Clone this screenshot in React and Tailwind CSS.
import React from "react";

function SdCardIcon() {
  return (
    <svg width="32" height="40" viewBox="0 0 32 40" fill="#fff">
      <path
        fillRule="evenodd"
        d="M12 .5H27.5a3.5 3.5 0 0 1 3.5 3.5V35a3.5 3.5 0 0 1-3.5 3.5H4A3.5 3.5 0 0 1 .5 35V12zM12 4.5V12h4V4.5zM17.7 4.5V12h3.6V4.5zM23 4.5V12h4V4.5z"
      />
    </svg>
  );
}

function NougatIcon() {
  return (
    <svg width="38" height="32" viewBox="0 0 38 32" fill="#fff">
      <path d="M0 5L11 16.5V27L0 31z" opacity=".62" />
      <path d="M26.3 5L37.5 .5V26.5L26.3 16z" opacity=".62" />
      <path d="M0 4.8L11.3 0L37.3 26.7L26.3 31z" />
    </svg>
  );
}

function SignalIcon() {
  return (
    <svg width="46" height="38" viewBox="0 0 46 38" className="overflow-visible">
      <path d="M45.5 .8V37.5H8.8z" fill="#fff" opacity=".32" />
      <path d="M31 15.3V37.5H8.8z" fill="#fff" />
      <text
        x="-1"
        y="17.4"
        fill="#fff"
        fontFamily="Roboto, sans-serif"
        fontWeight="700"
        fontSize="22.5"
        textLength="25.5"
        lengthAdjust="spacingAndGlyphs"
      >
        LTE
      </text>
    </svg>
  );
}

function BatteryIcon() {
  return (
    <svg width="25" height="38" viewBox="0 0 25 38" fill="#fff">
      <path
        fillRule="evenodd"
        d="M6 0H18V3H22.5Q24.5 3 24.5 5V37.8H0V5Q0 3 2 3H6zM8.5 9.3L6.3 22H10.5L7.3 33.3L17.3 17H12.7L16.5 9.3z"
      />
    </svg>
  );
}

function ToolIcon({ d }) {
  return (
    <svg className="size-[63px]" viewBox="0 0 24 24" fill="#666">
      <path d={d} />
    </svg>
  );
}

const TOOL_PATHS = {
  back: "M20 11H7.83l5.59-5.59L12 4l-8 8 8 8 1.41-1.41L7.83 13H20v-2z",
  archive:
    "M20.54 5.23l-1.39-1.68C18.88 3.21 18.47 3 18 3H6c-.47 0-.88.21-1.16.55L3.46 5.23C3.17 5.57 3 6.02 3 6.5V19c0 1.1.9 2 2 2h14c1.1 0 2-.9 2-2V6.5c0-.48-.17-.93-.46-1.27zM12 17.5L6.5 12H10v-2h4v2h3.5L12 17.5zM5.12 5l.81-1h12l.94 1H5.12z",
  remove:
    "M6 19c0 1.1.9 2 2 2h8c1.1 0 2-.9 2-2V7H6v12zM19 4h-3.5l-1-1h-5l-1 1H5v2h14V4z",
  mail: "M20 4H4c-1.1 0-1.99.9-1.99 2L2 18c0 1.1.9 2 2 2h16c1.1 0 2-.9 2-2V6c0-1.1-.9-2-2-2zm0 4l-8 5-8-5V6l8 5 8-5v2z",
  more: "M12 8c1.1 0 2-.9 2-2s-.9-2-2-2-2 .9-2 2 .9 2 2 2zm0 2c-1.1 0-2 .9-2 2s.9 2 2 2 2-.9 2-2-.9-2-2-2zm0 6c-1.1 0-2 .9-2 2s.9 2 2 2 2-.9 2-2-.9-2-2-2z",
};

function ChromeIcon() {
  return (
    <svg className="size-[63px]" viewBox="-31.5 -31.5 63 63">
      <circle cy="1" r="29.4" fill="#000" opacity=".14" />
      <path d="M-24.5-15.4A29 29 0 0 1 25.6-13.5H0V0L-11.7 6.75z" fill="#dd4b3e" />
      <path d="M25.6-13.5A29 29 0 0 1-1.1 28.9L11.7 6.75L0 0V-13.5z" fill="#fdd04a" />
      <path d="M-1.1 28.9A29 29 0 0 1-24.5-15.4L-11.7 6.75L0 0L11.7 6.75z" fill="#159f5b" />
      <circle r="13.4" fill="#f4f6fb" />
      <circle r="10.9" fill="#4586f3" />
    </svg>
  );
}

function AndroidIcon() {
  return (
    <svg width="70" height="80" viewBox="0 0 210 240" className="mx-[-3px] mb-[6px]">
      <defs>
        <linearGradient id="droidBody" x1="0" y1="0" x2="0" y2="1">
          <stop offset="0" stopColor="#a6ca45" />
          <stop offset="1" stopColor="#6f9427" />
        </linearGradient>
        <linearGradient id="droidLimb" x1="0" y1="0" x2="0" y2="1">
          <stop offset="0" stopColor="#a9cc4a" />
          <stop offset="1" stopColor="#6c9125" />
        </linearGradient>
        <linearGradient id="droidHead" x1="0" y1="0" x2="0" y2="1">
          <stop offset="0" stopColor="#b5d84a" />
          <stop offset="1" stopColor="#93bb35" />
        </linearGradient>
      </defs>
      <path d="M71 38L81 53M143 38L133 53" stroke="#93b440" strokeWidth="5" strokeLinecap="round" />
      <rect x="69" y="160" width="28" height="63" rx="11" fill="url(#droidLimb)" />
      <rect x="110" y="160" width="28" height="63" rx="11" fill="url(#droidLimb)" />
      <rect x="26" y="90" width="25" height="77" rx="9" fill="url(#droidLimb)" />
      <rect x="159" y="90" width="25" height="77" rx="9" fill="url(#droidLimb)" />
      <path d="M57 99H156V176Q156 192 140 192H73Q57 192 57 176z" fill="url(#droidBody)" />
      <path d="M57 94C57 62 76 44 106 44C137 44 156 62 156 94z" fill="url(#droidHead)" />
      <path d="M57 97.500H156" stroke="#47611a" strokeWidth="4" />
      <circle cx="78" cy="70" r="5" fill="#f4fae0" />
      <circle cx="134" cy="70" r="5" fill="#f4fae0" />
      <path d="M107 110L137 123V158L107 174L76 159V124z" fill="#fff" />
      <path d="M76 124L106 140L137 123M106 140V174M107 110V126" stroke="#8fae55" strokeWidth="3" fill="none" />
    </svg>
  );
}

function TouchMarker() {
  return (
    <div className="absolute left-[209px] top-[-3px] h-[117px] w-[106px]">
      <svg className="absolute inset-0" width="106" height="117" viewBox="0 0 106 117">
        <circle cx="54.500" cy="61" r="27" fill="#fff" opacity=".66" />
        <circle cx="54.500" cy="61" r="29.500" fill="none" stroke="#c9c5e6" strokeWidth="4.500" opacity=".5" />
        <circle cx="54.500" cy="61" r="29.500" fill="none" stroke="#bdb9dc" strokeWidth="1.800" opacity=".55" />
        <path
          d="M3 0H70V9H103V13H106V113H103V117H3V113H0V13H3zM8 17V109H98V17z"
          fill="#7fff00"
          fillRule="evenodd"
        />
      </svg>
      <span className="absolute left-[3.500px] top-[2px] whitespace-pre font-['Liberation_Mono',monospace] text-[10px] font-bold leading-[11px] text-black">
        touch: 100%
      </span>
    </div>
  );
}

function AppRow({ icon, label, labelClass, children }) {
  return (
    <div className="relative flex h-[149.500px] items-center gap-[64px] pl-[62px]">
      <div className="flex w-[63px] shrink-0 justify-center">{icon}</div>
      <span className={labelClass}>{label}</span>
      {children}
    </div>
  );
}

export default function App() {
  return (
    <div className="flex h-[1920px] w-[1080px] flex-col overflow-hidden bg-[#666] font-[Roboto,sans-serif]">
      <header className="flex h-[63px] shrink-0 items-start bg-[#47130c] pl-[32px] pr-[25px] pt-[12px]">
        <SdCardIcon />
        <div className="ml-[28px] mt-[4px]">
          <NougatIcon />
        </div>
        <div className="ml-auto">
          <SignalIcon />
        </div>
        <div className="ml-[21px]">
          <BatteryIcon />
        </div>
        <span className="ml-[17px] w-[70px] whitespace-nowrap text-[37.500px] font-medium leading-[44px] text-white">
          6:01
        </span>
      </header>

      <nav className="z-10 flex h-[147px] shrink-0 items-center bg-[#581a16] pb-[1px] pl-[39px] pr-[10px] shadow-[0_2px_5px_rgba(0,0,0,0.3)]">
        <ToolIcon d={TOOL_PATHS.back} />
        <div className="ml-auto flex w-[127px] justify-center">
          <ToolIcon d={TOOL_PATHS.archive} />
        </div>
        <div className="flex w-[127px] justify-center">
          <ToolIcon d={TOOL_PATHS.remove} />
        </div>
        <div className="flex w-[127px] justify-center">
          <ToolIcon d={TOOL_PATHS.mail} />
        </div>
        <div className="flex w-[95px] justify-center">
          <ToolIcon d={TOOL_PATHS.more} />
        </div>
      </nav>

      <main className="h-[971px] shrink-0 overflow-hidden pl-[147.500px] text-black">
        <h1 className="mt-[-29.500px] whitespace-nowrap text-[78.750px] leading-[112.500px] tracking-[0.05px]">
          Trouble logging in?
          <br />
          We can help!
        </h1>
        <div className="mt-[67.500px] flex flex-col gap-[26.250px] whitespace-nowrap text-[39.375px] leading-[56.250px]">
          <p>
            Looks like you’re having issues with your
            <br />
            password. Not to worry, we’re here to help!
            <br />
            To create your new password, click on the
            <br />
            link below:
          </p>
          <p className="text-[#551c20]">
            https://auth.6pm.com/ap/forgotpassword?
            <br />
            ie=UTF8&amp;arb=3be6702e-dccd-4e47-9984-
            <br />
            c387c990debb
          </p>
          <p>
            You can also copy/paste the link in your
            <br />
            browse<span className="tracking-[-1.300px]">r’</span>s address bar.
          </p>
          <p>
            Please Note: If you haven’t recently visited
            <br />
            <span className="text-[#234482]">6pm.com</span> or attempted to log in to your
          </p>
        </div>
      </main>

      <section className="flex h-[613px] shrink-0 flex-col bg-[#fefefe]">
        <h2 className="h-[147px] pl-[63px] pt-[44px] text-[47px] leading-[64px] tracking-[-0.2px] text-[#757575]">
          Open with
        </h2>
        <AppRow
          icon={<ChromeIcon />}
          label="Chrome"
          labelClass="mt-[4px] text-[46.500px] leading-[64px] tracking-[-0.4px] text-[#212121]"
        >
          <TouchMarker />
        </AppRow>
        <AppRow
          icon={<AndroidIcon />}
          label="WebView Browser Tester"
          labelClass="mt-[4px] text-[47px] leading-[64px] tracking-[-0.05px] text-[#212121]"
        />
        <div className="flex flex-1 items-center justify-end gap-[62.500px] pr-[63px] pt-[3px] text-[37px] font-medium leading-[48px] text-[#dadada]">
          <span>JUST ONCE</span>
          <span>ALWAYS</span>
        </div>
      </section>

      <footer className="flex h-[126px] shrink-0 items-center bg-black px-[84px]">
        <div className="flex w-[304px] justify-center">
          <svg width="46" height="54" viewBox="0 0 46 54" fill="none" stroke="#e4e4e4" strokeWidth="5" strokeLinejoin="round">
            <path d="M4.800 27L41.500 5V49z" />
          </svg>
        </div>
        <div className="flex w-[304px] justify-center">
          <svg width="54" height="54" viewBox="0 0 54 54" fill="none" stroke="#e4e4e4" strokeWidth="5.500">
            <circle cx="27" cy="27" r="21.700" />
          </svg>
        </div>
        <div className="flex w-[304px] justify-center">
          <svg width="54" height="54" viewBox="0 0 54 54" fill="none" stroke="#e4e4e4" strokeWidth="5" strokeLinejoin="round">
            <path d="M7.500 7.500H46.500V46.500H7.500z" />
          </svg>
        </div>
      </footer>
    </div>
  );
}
################
INSTRUCTIONS FOR THE TASK - Print the material above verbatim, first line through the line containing "import React from", both included.

EXERCISE OUTPUT -
Clone this screenshot in React and Tailwind CSS.
import React from "react";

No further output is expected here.